Rectius: a assunção, por este Réu, de que o incumprimento da sociedade devedora ocorreu em setembro de 2013 é ilustrativa da má fé do próprio enquanto doador, relativamente à ora Autora e em relação a outros credores, como, por exemplo, o Banco Popular, conforme a outra impugnação pauliana incidente sobre a transmissão gratuita das frações identificadas em 46) e 47) dos factos provados ora reformulados, a 11.10.2013.”

Cremos que a leitura do acórdão recorrido por si só responde à questão – a impugnação pauliana de acto gratuito – como a doação – prescinde do requisito da má fé, ou seja, pode sempre ser atacado o acto praticado, mesmo que os visados estejam de boa fé.

Sabendo que nos presentes autos a impugnação pauliana se reporta a actos de doação – gratuitos, em consequência – não se justifica mais considerações sobre o ponto.

Artigo 612.º, n.º1, do CC:

O acto oneroso só está sujeito à impugnação pauliana se o devedor e o terceiro tiverem agido de má-fé; se o acto for gratuito, a impugnação procede, ainda que um e outro agissem de boa-fé”.

Improcede a alegação.

24. Em síntese, com a manutenção da alteração da matéria de facto provada e não provada, a pretensão dos RR. de ver revertida a decisão em conformidade com a estabelecida na sentença, não pode ser sequer equacionado, pelo que é de confirmar o acórdão recorrido.

III. Decisão

Pelos fundamentos indicados, são negadas as revistas dos RR e do interveniente.

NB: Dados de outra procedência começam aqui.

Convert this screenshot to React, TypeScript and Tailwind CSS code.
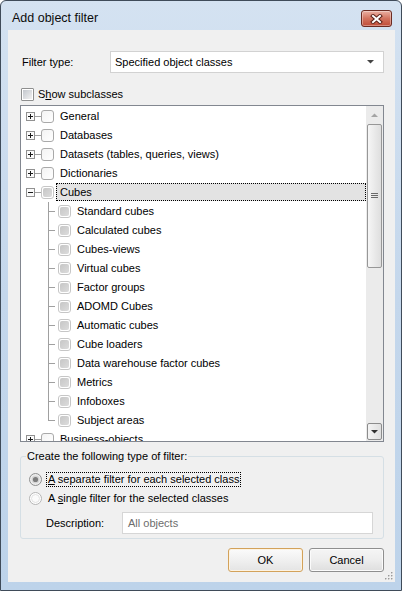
import type { ReactNode } from "react";

const topItems = ["General", "Databases", "Datasets (tables, queries, views)", "Dictionaries"];

const cubeItems = [
  "Standard cubes",
  "Calculated cubes",
  "Cubes-views",
  "Virtual cubes",
  "Factor groups",
  "ADOMD Cubes",
  "Automatic cubes",
  "Cube loaders",
  "Data warehouse factor cubes",
  "Metrics",
  "Infoboxes",
  "Subject areas",
];

function CloseButton() {
  return (
    <div className="mt-[9px] flex h-[17px] w-[31px] items-center justify-center rounded-[3px] border border-[#6b2b22] bg-gradient-to-b from-[#eab0a3] via-[#d2735f] to-[#c04b37] shadow-[inset_0_0_0_1px_rgba(255,255,255,0.35)]">
      <svg width="13" height="10" viewBox="0 0 13 10">
        <path d="M3 2l7 6M10 2l-7 6" stroke="#5a2119" strokeWidth="4" strokeLinecap="square" />
        <path d="M3 2l7 6M10 2l-7 6" stroke="#ffffff" strokeWidth="2" strokeLinecap="square" />
      </svg>
    </div>
  );
}

function Expander({ open }: { open?: boolean }) {
  return (
    <svg width="9" height="9" viewBox="0 0 9 9" className="shrink-0">
      <rect x="0.5" y="0.5" width="8" height="8" fill="#fafafa" stroke="#919191" />
      <path d="M2 4.5h5" stroke="#1a1a1a" />
      {!open && <path d="M4.5 2v5" stroke="#1a1a1a" />}
    </svg>
  );
}

function TreeCheck() {
  return (
    <span className="h-[13px] w-[13px] shrink-0 rounded-[3px] border border-[#a9a9a9] bg-gradient-to-br from-[#f3f3f3] to-white" />
  );
}

function GrayCheck() {
  return (
    <span className="flex h-[13px] w-[13px] shrink-0 items-center justify-center rounded-[3px] border border-[#c6c6c6] bg-white">
      <span className="h-[9px] w-[9px] rounded-[2px] bg-gradient-to-br from-[#c6c6c6] to-[#dcdcdc]" />
    </span>
  );
}

function WinCheck() {
  return (
    <span className="flex h-[13px] w-[13px] shrink-0 items-center justify-center rounded-[1px] border border-[#8e8f8f] bg-white">
      <span className="h-[9px] w-[9px] bg-gradient-to-br from-[#c3c7cd] to-[#f2f2f2]" />
    </span>
  );
}

function Radio({ checked }: { checked?: boolean }) {
  return (
    <svg width="13" height="13" viewBox="0 0 13 13" className="shrink-0">
      {checked ? (
        <>
          <circle cx="6.5" cy="6.5" r="6" fill="#eeeeee" stroke="#8e8f8f" />
          <circle cx="6.5" cy="6.5" r="4" fill="#d5d5d5" />
          <circle cx="6.5" cy="6.5" r="2.6" fill="#7d7d7d" />
        </>
      ) : (
        <>
          <circle cx="6.5" cy="6.5" r="6" fill="#ffffff" stroke="#b4b4b4" />
          <circle cx="6.5" cy="6.5" r="4" fill="#fbfbfb" stroke="#e2e2e2" />
        </>
      )}
    </svg>
  );
}

function TopRow({ children }: { children: ReactNode }) {
  return (
    <div className="flex h-[19px] items-center">
      <span className="ml-[5px]">
        <Expander />
      </span>
      <span className="h-px w-[6px] bg-[#a0a0a0]" />
      <TreeCheck />
      <span className="ml-[6px] whitespace-nowrap">{children}</span>
    </div>
  );
}

function ChildRow({ label, last }: { label: string; last?: boolean }) {
  return (
    <div className="flex h-[19px] items-center">
      <span className="w-[27px] shrink-0" />
      <svg width="10" height="19" viewBox="0 0 10 19" className="shrink-0">
        <path d={last ? "M0.5 0v10" : "M0.5 0v19"} stroke="#a0a0a0" />
        <path d="M0 9.5h7" stroke="#a0a0a0" />
      </svg>
      <GrayCheck />
      <span className="ml-[6px] whitespace-nowrap">{label}</span>
    </div>
  );
}

function ScrollBar() {
  return (
    <div className="flex w-[17px] shrink-0 flex-col bg-[#ebebeb]">
      <div className="flex h-[18px] items-center justify-center">
        <svg width="7" height="4" viewBox="0 0 7 4">
          <path d="M0 4h7L3.5 0.5z" fill="#a4a4a4" />
        </svg>
      </div>
      <div className="mx-px flex h-[144px] items-center justify-center rounded-[2px] border border-[#979797] bg-gradient-to-r from-[#f6f6f6] to-[#dedede]">
        <svg width="7" height="6" viewBox="0 0 7 6">
          <path d="M0 0.5h7M0 2.5h7M0 4.5h7" stroke="#6a6a6a" />
        </svg>
      </div>
      <div className="flex-1" />
      <div className="mx-px mb-px flex h-[17px] items-center justify-center rounded-[2px] border border-[#8c8c8c] bg-gradient-to-r from-[#f4f4f4] to-[#dfdfdf]">
        <svg width="7" height="4" viewBox="0 0 7 4">
          <path d="M0 0h7L3.5 3.5z" fill="#303030" />
        </svg>
      </div>
    </div>
  );
}

export default function App() {
  return (
    <div className="bg-white">
      <div className="flex h-[591px] w-[402px] flex-col rounded-t-[6px] border border-[#3f4b59] bg-gradient-to-b from-[#d4e2f1] via-[#c4d7ec] to-[#bdd3ea] font-['Liberation_Sans',Arial,sans-serif] text-[11px] text-black">
        {/* title bar */}
        <div className="flex h-[29px] items-start justify-between pl-[11px] pr-[9px]">
          <span className="pt-[10px] text-[12.5px] leading-[15px] text-[#0c0c0c]">Add object filter</span>
          <CloseButton />
        </div>

        {/* client area */}
        <div className="relative ml-[7px] mr-[6px] h-[552px] bg-[#f0f0f0] pl-[12px]">
          <div className="flex w-[364px] flex-col">
            <div className="mt-[21px] flex h-[22px] items-center">
              <span className="ml-[2px] w-[88px]">Filter type:</span>
              <div className="flex h-[22px] flex-1 items-center justify-between border border-[#d2d2d2] bg-white pl-[4px] pr-[9px]">
                <span>Specified object classes</span>
                <svg width="7" height="4" viewBox="0 0 7 4">
                  <path d="M0 0h7L3.5 3.5z" fill="#444444" />
                </svg>
              </div>
            </div>

            <div className="mt-[15px] flex h-[13px] items-center">
              <span className="ml-px">
                <WinCheck />
              </span>
              <span className="ml-[4px]">
                S<span className="underline">h</span>ow subclasses
              </span>
            </div>

            {/* tree */}
            <div className="mt-[4px] flex h-[337px] overflow-hidden border border-[#828790] bg-white">
              <div className="flex-1 overflow-hidden pt-px">
                {topItems.map((t) => (
                  <TopRow key={t}>{t}</TopRow>
                ))}
                <div className="flex h-[19px] items-start">
                  <span className="ml-[5px] mt-[5px]">
                    <Expander open />
                  </span>
                  <span className="mt-[9px] h-px w-[6px] bg-[#a0a0a0]" />
                  <span className="mt-[3px]">
                    <GrayCheck />
                  </span>
                  <span className="ml-[2px] flex h-[18px] flex-1 items-center border border-dotted border-black bg-[#e3e3e3] pl-[3px]">
                    Cubes
                  </span>
                </div>
                {cubeItems.map((c, i) => (
                  <ChildRow key={c} label={c} last={i === cubeItems.length - 1} />
                ))}
                <TopRow>Business-objects</TopRow>
              </div>
              <ScrollBar />
            </div>

            {/* group box */}
            <fieldset className="mt-[8px] rounded-[3px] border border-[#d5dfe5] pb-[4px] pl-[8px] pr-[10px]">
              <legend className="-ml-[3px] px-px leading-[13px]">Create the following type of filter:</legend>
              <div className="mt-[7px] flex h-[19px] items-center">
                <Radio checked />
                <span className="ml-[4px] border border-dotted border-black px-[1px] leading-[13px]">
                  <span className="underline">A</span> separate filter for each selected class
                </span>
              </div>
              <div className="flex h-[19px] items-center">
                <Radio />
                <span className="ml-[6px]">
                  A <span className="underline">s</span>ingle filter for the selected classes
                </span>
              </div>
              <div className="mt-[4px] flex h-[22px] items-center">
                <span className="ml-[17px] w-[76px]">Description:</span>
                <div className="flex h-[22px] flex-1 items-center border border-[#d6d6d6] bg-white pl-[5px] text-[#6d6d6d]">
                  All objects
                </div>
              </div>
            </fieldset>

            {/* buttons */}
            <div className="mt-[9px] flex justify-end gap-[6px]">
              <button className="flex h-[24px] w-[75px] items-center justify-center rounded-[3px] border border-[#d3a25a] bg-gradient-to-b from-[#fbfbfb] via-[#f0f0f0] to-[#e4e4e4] shadow-[inset_0_0_0_1px_#fdf3e2]">
                OK
              </button>
              <button className="flex h-[24px] w-[75px] items-center justify-center rounded-[3px] border border-[#8f8f8f] bg-gradient-to-b from-[#f5f5f5] via-[#ededed] to-[#dedede] shadow-[inset_0_0_0_1px_#fbfbfb]">
                Cancel
              </button>
            </div>
          </div>

          {/* size grip */}
          <svg width="9" height="9" viewBox="0 0 9 9" className="absolute bottom-[2px] right-[2px]">
            {[
              [7, 1],
              [4, 4],
              [7, 4],
              [1, 7],
              [4, 7],
              [7, 7],
            ].map(([x, y]) => (
              <g key={`${x}-${y}`}>
                <rect x={x + 0.5} y={y + 0.5} width="1.5" height="1.5" fill="#ffffff" />
                <rect x={x} y={y} width="1.5" height="1.5" fill="#9a9a9a" />
              </g>
            ))}
          </svg>
        </div>
      </div>
    </div>
  );
}
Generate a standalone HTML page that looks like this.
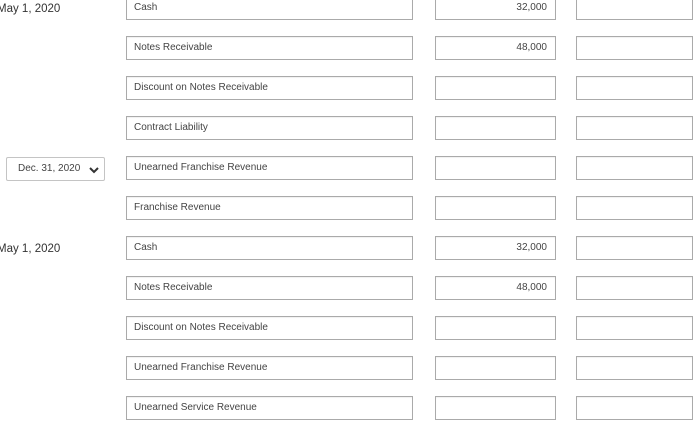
<!DOCTYPE html>
<html><head><style>
body{margin:0;width:700px;height:427px;overflow:hidden;background:#fff;font-family:"Liberation Sans",sans-serif;position:relative;color:#333}
.b{position:absolute;height:24px;border:1px solid #aaa;box-sizing:border-box;background:#fff;font-size:10px;line-height:22px;color:#444;box-shadow:inset 0 1px 1px rgba(0,0,0,.06)}
.a{left:126px;width:287px;padding-left:7px}
.d{left:435px;width:121px;text-align:right;padding-right:8px}
.c{left:576px;width:117px}
.dt{position:absolute;left:-3px;font-size:11.5px;color:#333}
.sel{position:absolute;left:6px;top:157px;width:99px;height:24px;border:1px solid #c4c4c4;box-sizing:border-box;border-radius:2px;font-size:10px;line-height:22px;padding-left:11px;color:#444}
</style></head><body>
<div class="dt" style="top:3px">May 1, 2020</div>
<div class="dt" style="top:243px">May 1, 2020</div>
<div class="sel">Dec. 31, 2020<svg style="position:absolute;right:5px;top:8px" width="10" height="8" viewBox="0 0 10 8"><path d="M1 2 L5 6 L9 2" stroke="#333" stroke-width="2" fill="none"/></svg></div>

<div class="b a" style="top:-4px">Cash</div><div class="b d" style="top:-4px">32,000</div><div class="b c" style="top:-4px"></div>
<div class="b a" style="top:36px">Notes Receivable</div><div class="b d" style="top:36px">48,000</div><div class="b c" style="top:36px"></div>
<div class="b a" style="top:76px">Discount on Notes Receivable</div><div class="b d" style="top:76px"></div><div class="b c" style="top:76px"></div>
<div class="b a" style="top:116px">Contract Liability</div><div class="b d" style="top:116px"></div><div class="b c" style="top:116px"></div>
<div class="b a" style="top:156px">Unearned Franchise Revenue</div><div class="b d" style="top:156px"></div><div class="b c" style="top:156px"></div>
<div class="b a" style="top:196px">Franchise Revenue</div><div class="b d" style="top:196px"></div><div class="b c" style="top:196px"></div>
<div class="b a" style="top:236px">Cash</div><div class="b d" style="top:236px">32,000</div><div class="b c" style="top:236px"></div>
<div class="b a" style="top:276px">Notes Receivable</div><div class="b d" style="top:276px">48,000</div><div class="b c" style="top:276px"></div>
<div class="b a" style="top:316px">Discount on Notes Receivable</div><div class="b d" style="top:316px"></div><div class="b c" style="top:316px"></div>
<div class="b a" style="top:356px">Unearned Franchise Revenue</div><div class="b d" style="top:356px"></div><div class="b c" style="top:356px"></div>
<div class="b a" style="top:396px">Unearned Service Revenue</div><div class="b d" style="top:396px"></div><div class="b c" style="top:396px"></div>
</body></html>
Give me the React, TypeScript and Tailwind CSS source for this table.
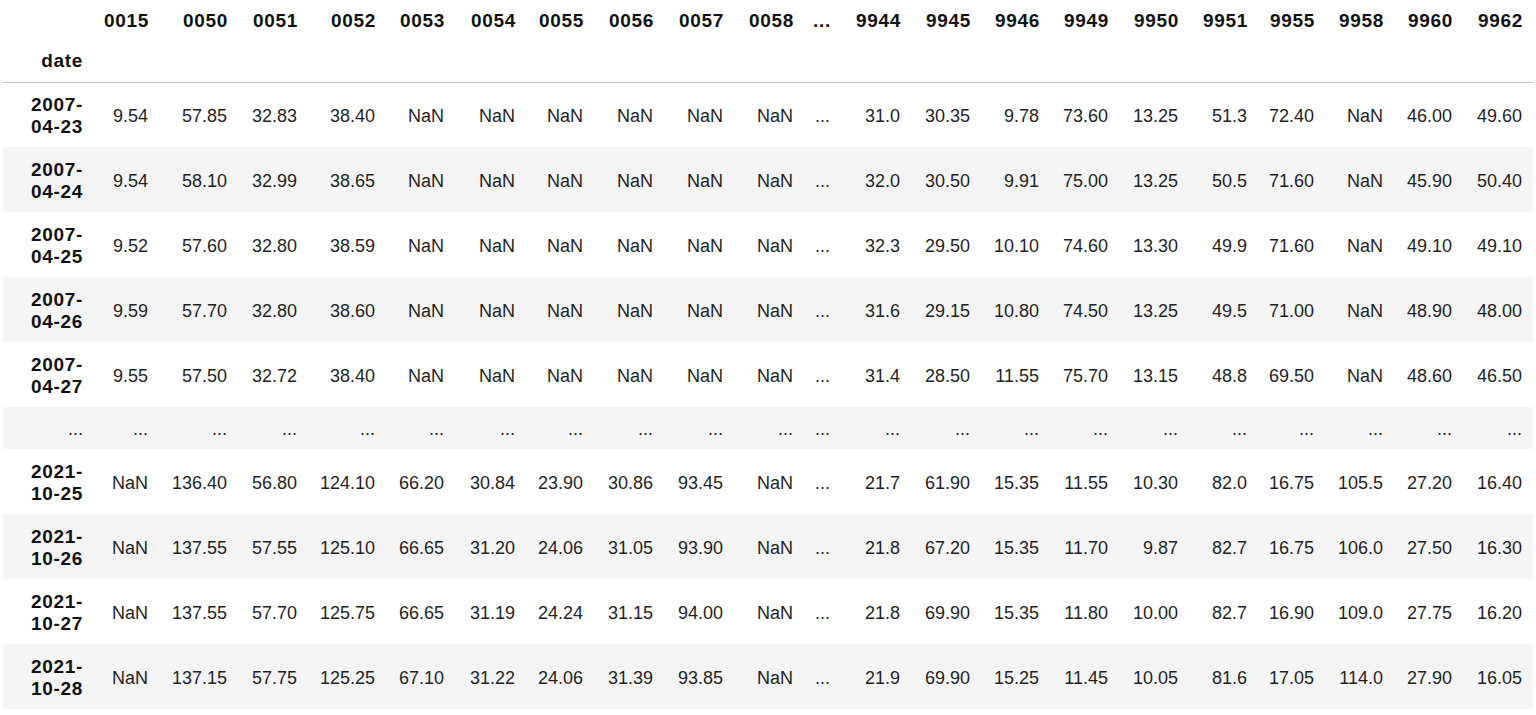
const columns = [
  "0015", "0050", "0051", "0052", "0053", "0054", "0055", "0056", "0057", "0058",
  "...",
  "9944", "9945", "9946", "9949", "9950", "9951", "9955", "9958", "9960", "9962",
]

const colWidths = [
  "w-[90px]",
  "w-[66px]", "w-[79px]", "w-[70px]", "w-[78px]", "w-[69px]", "w-[71px]", "w-[68px]", "w-[70px]", "w-[70px]", "w-[70px]",
  "w-[37px]",
  "w-[70px]", "w-[70px]", "w-[69px]", "w-[69px]", "w-[70px]", "w-[69px]", "w-[67px]", "w-[69px]", "w-[69px]", "w-[70px]",
]

const nan6 = ["NaN", "NaN", "NaN", "NaN", "NaN", "NaN"]

const rows: { date: [string, string]; values: string[] }[] = [
  { date: ["2007-", "04-23"], values: ["9.54", "57.85", "32.83", "38.40", ...nan6, "...", "31.0", "30.35", "9.78", "73.60", "13.25", "51.3", "72.40", "NaN", "46.00", "49.60"] },
  { date: ["2007-", "04-24"], values: ["9.54", "58.10", "32.99", "38.65", ...nan6, "...", "32.0", "30.50", "9.91", "75.00", "13.25", "50.5", "71.60", "NaN", "45.90", "50.40"] },
  { date: ["2007-", "04-25"], values: ["9.52", "57.60", "32.80", "38.59", ...nan6, "...", "32.3", "29.50", "10.10", "74.60", "13.30", "49.9", "71.60", "NaN", "49.10", "49.10"] },
  { date: ["2007-", "04-26"], values: ["9.59", "57.70", "32.80", "38.60", ...nan6, "...", "31.6", "29.15", "10.80", "74.50", "13.25", "49.5", "71.00", "NaN", "48.90", "48.00"] },
  { date: ["2007-", "04-27"], values: ["9.55", "57.50", "32.72", "38.40", ...nan6, "...", "31.4", "28.50", "11.55", "75.70", "13.15", "48.8", "69.50", "NaN", "48.60", "46.50"] },
  { date: ["...", ""], values: Array(21).fill("...") },
  { date: ["2021-", "10-25"], values: ["NaN", "136.40", "56.80", "124.10", "66.20", "30.84", "23.90", "30.86", "93.45", "NaN", "...", "21.7", "61.90", "15.35", "11.55", "10.30", "82.0", "16.75", "105.5", "27.20", "16.40"] },
  { date: ["2021-", "10-26"], values: ["NaN", "137.55", "57.55", "125.10", "66.65", "31.20", "24.06", "31.05", "93.90", "NaN", "...", "21.8", "67.20", "15.35", "11.70", "9.87", "82.7", "16.75", "106.0", "27.50", "16.30"] },
  { date: ["2021-", "10-27"], values: ["NaN", "137.55", "57.70", "125.75", "66.65", "31.19", "24.24", "31.15", "94.00", "NaN", "...", "21.8", "69.90", "15.35", "11.80", "10.00", "82.7", "16.90", "109.0", "27.75", "16.20"] },
  { date: ["2021-", "10-28"], values: ["NaN", "137.15", "57.75", "125.25", "67.10", "31.22", "24.06", "31.39", "93.85", "NaN", "...", "21.9", "69.90", "15.25", "11.45", "10.05", "81.6", "17.05", "114.0", "27.90", "16.05"] },
]

export default function App() {
  return (
    <div className="min-h-screen bg-white pl-[3px] font-['Liberation_Sans',Arial,sans-serif] text-[18px] text-[#1f1f1f]">
      <table className="table-fixed border-collapse w-[1530px] leading-[22px]">
        <colgroup>
          {colWidths.map((w, i) => (
            <col key={i} className={w} />
          ))}
        </colgroup>
        <thead>
          <tr className="h-[41px]">
            <th className="pr-[11px]" />
            {columns.map((c, i) => (
              <th key={i} className="pr-[10px] text-right align-middle text-[19px] font-bold tracking-[0.7px] text-[#111]">
                {c}
              </th>
            ))}
          </tr>
          <tr className="h-[41px] border-b border-[#bdbdbd]">
            <th className="pr-[10px] text-right align-middle text-[19px] font-bold tracking-[0.7px] text-[#111]">date</th>
            {columns.map((_, i) => (
              <th key={i} />
            ))}
          </tr>
        </thead>
        <tbody>
          {rows.map((r, ri) => {
            const ellipsis = r.date[0] === "..."
            return (
              <tr key={ri} className={`${ellipsis ? "h-[42px]" : "h-[65px]"} ${ri % 2 === 1 ? "bg-[#f4f4f4]" : "bg-white"}`}>
                <th className="pr-[10px] pt-[2px] text-right align-middle text-[19px] font-bold tracking-[0.7px] text-[#111]">
                  {ellipsis ? (
                    <span className="text-[18px] font-normal tracking-normal text-[#1f1f1f]">...</span>
                  ) : (
                    <>
                      {r.date[0]}
                      <br />
                      {r.date[1]}
                    </>
                  )}
                </th>
                {r.values.map((v, vi) => (
                  <td key={vi} className="pr-[11px] pt-[2px] text-right align-middle whitespace-nowrap">
                    {v}
                  </td>
                ))}
              </tr>
            )
          })}
        </tbody>
      </table>
    </div>
  )
}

As custas da revista são da responsabilidade dos recorrentes, com dispensa do remanescente da taxa de Justiça.

Lisboa, 23 de Abril de 2025

Fátima Gomes (relatora)

Rui Machado e Moura

Maria de Deus Correia

_________


1. Da responsabilidade da relatora.

2. (negrito nosso para dar enfoque ao argumento principal).

3. Cfr. o acórdão do STJ de 03.10.1994, processo 085045 – Torres Paulo, in www.dgsi.pt.